Pages as source code:
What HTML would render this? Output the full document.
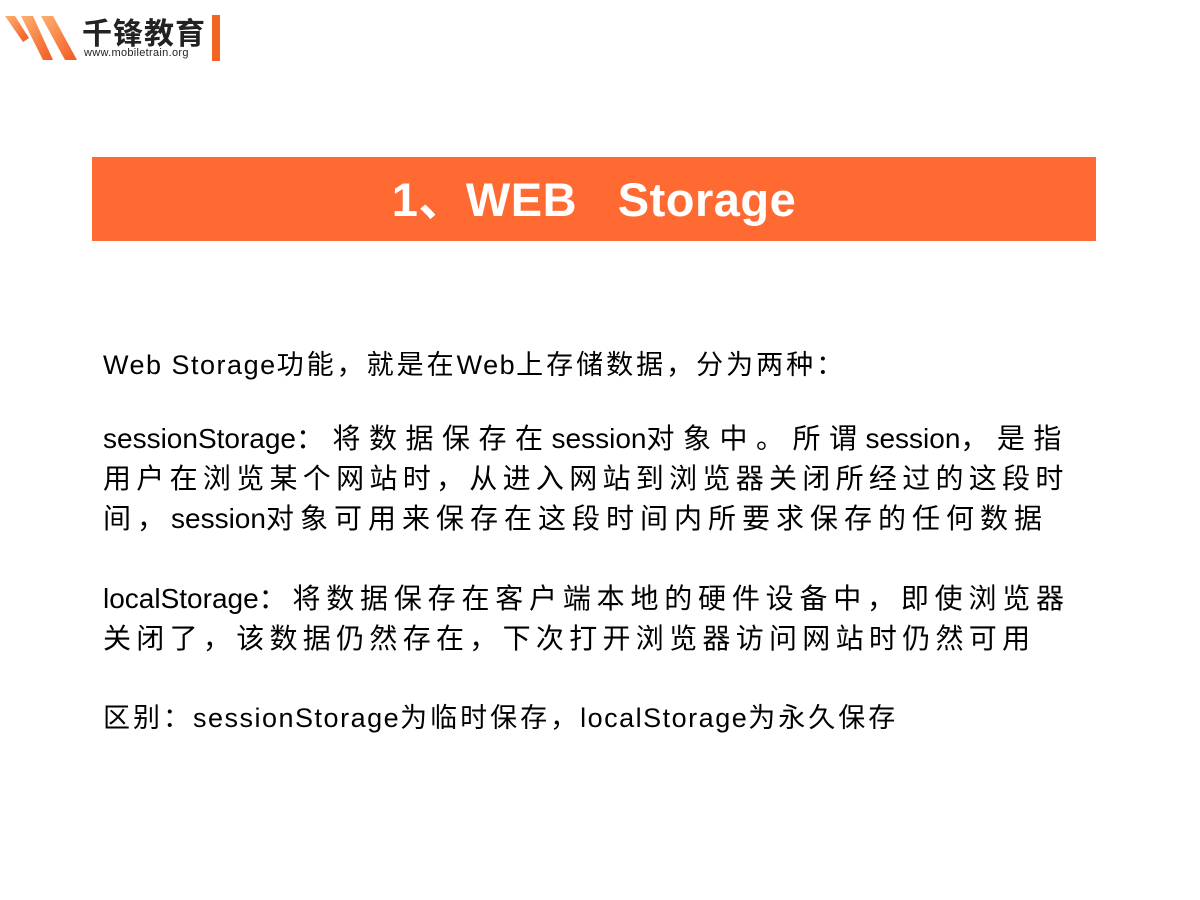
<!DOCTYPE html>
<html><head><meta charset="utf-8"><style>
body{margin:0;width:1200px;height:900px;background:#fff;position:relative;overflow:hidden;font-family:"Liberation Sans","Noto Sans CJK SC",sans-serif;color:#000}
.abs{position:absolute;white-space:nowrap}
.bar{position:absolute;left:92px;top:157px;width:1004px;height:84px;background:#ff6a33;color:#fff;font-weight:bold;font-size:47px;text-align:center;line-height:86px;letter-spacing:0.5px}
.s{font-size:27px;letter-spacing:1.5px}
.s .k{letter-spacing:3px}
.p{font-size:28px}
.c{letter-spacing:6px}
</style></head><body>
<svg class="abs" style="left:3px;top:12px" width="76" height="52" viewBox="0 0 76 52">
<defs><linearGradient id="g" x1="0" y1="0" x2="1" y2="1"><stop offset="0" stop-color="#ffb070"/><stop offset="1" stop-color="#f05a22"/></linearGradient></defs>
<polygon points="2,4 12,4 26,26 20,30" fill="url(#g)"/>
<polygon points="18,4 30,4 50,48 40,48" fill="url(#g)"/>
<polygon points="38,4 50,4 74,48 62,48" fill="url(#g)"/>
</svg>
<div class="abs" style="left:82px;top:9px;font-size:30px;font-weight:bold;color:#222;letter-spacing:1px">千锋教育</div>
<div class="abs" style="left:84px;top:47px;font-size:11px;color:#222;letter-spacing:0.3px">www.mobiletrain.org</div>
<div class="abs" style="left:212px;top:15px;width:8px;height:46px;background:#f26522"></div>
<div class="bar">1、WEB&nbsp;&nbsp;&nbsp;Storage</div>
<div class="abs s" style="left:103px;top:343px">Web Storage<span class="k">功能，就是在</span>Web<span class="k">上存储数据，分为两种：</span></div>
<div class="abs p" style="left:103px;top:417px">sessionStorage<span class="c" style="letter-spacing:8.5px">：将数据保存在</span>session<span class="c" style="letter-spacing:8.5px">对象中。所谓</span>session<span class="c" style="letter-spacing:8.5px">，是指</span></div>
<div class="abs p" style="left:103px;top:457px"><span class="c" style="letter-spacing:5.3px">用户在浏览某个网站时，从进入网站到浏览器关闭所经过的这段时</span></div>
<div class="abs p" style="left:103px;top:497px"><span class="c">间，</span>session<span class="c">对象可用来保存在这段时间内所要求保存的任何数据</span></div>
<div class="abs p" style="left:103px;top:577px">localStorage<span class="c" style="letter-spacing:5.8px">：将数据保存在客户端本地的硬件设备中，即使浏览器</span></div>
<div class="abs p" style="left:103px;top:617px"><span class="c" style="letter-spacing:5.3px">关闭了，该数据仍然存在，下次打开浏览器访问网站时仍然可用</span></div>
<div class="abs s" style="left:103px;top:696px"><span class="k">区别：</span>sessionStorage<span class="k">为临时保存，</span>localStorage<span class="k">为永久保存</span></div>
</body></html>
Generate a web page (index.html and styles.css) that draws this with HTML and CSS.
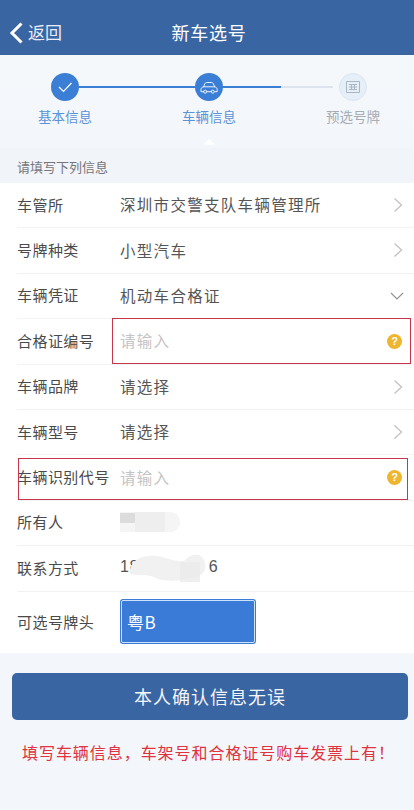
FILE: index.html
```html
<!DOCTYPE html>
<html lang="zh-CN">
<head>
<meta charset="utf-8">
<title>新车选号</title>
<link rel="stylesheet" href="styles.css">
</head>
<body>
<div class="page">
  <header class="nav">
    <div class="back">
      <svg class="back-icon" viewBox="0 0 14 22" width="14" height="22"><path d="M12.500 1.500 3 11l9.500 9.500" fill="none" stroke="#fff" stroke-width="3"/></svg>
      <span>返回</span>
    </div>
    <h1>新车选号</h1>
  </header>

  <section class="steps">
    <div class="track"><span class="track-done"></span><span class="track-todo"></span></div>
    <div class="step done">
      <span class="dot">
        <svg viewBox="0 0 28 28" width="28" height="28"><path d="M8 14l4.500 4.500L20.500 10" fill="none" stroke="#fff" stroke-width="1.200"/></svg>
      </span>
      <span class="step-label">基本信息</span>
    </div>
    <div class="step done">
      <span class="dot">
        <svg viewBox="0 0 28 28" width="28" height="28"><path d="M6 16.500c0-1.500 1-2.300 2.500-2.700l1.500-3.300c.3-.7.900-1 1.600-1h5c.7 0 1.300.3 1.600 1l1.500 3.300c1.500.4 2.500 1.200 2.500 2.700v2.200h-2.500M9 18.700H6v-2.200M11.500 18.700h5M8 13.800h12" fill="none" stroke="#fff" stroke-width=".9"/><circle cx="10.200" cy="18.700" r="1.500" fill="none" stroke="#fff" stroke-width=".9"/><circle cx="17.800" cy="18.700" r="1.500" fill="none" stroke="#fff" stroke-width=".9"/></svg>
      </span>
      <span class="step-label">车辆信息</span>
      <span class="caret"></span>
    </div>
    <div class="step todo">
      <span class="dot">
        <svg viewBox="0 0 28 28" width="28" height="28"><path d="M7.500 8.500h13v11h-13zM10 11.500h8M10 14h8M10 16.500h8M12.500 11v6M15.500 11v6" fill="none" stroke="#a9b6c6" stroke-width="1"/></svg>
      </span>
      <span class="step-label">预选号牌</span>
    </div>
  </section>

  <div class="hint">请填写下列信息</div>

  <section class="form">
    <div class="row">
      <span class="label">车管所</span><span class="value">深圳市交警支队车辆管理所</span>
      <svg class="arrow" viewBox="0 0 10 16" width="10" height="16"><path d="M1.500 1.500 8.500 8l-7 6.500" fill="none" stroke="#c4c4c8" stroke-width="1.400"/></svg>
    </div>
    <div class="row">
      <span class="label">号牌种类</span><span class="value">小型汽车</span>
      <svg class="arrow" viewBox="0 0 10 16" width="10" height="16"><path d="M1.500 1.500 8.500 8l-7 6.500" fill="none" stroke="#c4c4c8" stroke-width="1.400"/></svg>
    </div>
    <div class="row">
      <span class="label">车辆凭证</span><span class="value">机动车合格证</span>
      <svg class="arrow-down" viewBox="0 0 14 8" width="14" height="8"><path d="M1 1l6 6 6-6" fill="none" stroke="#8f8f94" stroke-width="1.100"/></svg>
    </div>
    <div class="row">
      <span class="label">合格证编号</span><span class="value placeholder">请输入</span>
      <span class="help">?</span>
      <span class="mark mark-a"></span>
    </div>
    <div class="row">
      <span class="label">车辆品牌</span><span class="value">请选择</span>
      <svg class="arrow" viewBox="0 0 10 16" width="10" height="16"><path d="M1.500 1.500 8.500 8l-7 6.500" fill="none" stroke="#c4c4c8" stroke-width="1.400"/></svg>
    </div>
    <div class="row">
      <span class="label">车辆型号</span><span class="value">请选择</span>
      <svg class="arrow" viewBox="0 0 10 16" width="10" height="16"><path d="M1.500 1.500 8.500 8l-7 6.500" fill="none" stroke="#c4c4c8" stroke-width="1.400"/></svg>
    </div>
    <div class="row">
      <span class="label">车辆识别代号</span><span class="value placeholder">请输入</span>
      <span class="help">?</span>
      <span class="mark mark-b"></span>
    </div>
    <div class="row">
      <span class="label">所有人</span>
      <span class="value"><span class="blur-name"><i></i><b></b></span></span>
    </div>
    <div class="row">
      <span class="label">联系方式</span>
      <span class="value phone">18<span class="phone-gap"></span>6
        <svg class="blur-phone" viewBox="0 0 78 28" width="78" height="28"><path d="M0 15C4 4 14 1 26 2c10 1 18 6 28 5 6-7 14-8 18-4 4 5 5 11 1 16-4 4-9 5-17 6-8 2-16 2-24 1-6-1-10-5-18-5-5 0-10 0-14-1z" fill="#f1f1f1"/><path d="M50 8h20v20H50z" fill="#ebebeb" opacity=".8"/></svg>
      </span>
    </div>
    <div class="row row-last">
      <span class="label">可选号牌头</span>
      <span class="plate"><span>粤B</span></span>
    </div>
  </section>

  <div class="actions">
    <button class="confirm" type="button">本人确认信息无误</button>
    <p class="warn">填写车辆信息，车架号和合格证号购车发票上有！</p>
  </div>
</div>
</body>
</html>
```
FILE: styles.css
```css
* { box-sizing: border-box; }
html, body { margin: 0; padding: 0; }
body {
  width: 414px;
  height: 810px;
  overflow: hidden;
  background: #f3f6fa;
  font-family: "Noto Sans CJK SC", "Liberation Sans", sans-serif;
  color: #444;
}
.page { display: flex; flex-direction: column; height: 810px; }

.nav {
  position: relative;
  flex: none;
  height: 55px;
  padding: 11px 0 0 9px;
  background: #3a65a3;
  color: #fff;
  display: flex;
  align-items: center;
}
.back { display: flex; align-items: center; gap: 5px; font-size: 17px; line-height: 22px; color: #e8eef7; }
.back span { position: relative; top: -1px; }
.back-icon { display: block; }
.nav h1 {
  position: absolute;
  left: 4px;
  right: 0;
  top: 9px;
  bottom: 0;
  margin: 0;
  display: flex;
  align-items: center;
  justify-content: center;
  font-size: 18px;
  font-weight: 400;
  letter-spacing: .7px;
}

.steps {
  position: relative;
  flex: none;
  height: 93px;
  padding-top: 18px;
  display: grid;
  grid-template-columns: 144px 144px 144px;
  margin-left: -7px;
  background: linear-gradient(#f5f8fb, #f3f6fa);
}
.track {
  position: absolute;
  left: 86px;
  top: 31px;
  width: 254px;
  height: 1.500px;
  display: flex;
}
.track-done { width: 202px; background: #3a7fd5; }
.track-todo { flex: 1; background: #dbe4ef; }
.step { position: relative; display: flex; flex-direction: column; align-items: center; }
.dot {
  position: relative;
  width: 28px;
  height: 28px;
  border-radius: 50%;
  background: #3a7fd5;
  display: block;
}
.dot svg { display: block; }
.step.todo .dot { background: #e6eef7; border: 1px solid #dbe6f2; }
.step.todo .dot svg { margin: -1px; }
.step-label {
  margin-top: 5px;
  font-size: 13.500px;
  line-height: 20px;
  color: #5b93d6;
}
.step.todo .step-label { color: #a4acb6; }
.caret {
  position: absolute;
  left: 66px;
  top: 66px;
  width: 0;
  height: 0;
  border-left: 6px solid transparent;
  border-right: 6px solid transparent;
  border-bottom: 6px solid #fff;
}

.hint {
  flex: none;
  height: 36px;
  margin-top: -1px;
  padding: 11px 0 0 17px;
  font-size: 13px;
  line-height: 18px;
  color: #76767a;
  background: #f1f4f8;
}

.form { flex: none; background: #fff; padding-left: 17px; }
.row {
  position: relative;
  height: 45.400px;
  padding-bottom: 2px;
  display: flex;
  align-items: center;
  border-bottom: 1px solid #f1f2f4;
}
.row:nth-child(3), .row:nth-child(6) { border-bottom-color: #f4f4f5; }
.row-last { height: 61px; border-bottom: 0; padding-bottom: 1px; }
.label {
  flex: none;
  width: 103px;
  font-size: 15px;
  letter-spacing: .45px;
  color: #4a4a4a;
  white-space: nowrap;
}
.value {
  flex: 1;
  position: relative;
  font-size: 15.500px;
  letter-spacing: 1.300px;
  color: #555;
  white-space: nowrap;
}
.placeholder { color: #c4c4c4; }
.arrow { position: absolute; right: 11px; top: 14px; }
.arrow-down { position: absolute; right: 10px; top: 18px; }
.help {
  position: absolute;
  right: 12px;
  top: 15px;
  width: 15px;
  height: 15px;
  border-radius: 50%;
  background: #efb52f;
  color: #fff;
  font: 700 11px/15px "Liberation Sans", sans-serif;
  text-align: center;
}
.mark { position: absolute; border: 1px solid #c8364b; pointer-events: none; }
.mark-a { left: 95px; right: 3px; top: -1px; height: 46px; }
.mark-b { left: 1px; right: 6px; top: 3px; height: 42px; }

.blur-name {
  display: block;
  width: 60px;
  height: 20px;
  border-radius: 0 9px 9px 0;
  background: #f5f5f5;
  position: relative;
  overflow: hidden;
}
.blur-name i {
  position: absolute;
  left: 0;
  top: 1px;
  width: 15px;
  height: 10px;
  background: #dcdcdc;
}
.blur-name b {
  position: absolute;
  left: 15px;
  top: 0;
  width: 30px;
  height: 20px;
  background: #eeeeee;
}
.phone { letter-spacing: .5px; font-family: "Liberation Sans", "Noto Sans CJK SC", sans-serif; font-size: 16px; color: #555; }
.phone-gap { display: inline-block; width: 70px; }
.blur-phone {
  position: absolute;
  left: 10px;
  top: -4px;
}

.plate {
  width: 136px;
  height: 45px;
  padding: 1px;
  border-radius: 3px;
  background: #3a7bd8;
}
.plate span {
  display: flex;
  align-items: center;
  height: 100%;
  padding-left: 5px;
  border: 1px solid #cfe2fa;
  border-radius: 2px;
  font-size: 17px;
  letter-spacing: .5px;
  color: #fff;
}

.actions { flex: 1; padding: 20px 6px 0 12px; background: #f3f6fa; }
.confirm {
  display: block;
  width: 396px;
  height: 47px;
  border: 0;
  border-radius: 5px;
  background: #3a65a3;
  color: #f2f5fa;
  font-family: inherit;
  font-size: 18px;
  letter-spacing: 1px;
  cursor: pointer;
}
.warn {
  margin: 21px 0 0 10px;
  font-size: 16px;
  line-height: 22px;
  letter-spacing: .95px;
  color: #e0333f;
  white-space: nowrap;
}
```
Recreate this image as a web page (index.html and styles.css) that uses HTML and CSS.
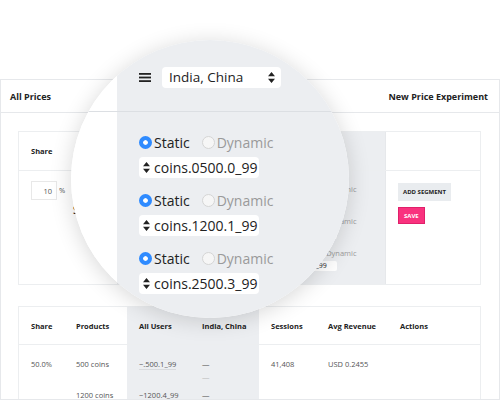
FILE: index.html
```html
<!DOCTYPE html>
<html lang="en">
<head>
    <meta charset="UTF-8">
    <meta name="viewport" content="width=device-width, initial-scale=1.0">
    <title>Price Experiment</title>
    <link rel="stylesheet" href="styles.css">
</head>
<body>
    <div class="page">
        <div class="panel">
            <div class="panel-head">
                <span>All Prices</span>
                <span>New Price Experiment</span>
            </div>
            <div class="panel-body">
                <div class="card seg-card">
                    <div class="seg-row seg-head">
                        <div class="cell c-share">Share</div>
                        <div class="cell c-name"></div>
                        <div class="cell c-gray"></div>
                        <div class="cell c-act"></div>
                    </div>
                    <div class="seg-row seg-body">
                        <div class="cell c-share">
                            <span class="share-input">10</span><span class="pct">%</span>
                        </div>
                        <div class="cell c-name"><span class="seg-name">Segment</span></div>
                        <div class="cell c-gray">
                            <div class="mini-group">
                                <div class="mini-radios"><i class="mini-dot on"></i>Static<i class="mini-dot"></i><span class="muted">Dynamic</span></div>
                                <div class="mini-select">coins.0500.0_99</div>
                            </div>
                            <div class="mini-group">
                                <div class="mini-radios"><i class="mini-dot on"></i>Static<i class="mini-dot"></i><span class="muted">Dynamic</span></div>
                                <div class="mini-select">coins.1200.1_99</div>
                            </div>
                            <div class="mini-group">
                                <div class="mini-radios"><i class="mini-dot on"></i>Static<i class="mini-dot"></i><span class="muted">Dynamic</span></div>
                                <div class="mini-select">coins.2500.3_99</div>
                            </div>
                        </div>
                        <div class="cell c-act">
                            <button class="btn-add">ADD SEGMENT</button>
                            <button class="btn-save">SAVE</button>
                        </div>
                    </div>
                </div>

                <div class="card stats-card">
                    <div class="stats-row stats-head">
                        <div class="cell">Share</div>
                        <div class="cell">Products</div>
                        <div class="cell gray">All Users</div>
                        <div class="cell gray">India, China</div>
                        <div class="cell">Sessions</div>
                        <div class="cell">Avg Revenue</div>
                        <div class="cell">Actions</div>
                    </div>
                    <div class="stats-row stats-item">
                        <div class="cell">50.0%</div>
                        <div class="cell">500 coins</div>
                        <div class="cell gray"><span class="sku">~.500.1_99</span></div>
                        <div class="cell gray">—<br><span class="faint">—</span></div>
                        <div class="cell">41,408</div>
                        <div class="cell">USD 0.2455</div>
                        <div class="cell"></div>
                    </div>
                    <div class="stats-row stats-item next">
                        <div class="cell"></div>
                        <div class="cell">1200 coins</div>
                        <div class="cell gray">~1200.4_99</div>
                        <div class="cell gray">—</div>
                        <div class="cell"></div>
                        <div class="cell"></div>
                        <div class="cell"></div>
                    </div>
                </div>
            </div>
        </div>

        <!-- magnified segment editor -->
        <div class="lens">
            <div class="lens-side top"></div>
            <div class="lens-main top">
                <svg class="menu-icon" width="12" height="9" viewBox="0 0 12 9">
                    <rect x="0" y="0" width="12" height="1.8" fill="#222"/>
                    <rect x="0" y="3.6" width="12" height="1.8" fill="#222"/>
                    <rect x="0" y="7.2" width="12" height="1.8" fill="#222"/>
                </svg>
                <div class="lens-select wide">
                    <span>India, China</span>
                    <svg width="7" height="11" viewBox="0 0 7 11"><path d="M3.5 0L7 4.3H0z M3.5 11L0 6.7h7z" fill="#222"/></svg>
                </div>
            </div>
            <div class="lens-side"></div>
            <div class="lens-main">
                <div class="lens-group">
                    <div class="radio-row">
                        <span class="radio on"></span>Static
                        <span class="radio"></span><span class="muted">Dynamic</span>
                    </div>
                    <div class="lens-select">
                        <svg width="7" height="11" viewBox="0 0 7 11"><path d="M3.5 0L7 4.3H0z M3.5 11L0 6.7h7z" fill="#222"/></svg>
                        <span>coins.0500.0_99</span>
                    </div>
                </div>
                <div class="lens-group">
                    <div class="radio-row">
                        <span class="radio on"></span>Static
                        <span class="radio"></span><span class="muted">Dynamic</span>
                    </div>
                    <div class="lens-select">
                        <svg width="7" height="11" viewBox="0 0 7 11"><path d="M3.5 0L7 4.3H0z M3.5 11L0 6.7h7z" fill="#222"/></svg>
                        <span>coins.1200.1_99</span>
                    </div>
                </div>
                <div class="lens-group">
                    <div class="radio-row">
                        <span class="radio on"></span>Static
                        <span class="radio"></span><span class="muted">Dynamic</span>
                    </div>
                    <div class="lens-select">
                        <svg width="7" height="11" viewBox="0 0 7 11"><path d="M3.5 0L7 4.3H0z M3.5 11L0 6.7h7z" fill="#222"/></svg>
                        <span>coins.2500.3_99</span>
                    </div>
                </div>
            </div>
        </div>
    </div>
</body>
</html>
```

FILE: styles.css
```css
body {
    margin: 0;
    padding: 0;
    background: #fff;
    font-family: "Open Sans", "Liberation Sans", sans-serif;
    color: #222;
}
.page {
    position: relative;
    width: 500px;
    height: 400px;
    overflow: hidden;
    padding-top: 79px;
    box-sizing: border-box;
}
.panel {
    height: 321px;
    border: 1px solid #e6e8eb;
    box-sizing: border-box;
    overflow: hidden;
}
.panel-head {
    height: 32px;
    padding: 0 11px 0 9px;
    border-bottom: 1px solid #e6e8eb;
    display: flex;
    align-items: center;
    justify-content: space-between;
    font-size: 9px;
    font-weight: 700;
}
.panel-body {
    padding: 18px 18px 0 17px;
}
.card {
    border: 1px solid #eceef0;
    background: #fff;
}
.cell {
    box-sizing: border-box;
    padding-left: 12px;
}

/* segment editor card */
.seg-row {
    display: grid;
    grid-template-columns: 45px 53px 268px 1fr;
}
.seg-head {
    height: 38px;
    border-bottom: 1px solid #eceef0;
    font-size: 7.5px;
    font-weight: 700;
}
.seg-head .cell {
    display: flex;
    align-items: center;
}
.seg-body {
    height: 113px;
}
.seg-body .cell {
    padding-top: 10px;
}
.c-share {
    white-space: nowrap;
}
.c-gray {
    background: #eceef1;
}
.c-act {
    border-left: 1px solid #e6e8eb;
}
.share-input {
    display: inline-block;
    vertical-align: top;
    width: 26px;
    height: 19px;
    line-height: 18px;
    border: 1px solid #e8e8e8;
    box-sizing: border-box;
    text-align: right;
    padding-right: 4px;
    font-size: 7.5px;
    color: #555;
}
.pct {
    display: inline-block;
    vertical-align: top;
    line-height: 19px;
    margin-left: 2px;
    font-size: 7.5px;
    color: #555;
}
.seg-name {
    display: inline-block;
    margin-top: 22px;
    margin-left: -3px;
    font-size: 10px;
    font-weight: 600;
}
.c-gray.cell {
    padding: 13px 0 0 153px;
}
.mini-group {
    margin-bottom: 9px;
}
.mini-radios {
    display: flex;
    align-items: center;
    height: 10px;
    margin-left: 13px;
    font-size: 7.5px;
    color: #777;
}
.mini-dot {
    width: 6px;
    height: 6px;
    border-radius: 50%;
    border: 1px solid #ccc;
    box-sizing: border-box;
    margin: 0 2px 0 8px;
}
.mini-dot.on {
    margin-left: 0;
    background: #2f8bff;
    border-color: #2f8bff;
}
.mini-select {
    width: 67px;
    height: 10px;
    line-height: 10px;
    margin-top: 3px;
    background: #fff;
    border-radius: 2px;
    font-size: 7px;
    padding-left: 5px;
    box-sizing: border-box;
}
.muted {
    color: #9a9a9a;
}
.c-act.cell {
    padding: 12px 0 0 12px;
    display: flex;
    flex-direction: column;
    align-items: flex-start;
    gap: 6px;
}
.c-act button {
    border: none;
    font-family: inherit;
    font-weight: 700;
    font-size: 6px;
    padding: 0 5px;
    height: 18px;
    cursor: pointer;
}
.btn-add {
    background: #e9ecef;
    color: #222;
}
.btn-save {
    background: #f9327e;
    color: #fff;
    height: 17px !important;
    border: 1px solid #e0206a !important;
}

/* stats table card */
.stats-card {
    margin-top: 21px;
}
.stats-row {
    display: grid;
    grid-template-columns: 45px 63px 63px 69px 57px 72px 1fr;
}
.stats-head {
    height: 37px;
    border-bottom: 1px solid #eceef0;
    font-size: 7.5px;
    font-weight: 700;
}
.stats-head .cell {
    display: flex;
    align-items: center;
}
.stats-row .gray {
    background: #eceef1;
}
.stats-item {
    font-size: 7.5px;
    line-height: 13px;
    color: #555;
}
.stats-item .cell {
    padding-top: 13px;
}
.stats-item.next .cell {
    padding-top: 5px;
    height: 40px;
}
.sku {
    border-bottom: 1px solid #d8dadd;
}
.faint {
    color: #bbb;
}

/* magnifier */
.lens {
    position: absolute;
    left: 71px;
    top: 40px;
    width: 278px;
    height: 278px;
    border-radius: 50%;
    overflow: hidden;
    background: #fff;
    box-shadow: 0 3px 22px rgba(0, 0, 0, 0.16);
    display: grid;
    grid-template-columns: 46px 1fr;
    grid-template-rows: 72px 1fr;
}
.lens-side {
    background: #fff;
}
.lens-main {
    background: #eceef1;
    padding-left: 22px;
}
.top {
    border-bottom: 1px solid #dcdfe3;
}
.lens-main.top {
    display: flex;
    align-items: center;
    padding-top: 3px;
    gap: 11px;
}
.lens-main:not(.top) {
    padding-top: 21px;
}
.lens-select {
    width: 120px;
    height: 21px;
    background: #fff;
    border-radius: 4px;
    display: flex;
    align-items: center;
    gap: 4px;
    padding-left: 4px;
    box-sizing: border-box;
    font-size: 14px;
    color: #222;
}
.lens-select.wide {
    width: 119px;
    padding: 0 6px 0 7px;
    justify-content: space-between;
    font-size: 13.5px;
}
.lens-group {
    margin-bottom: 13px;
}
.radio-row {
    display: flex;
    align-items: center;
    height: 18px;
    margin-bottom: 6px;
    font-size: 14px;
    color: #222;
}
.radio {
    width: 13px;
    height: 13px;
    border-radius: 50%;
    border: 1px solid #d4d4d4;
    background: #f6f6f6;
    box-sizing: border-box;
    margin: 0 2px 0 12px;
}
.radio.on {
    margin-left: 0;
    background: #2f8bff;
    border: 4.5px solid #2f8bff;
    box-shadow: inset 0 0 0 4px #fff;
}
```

→ **WRITTEN REQUEST**: Copy every line of the records above that contains "styles".

→ **ANSWER BELOW**:
Generate a web page (index.html and styles.css) that draws this with HTML and CSS.
<link rel="stylesheet" href="styles.css">
FILE: styles.css
Recreate this image as a web page (index.html and styles.css) that uses HTML and CSS.
    <link rel="stylesheet" href="styles.css">
FILE: styles.css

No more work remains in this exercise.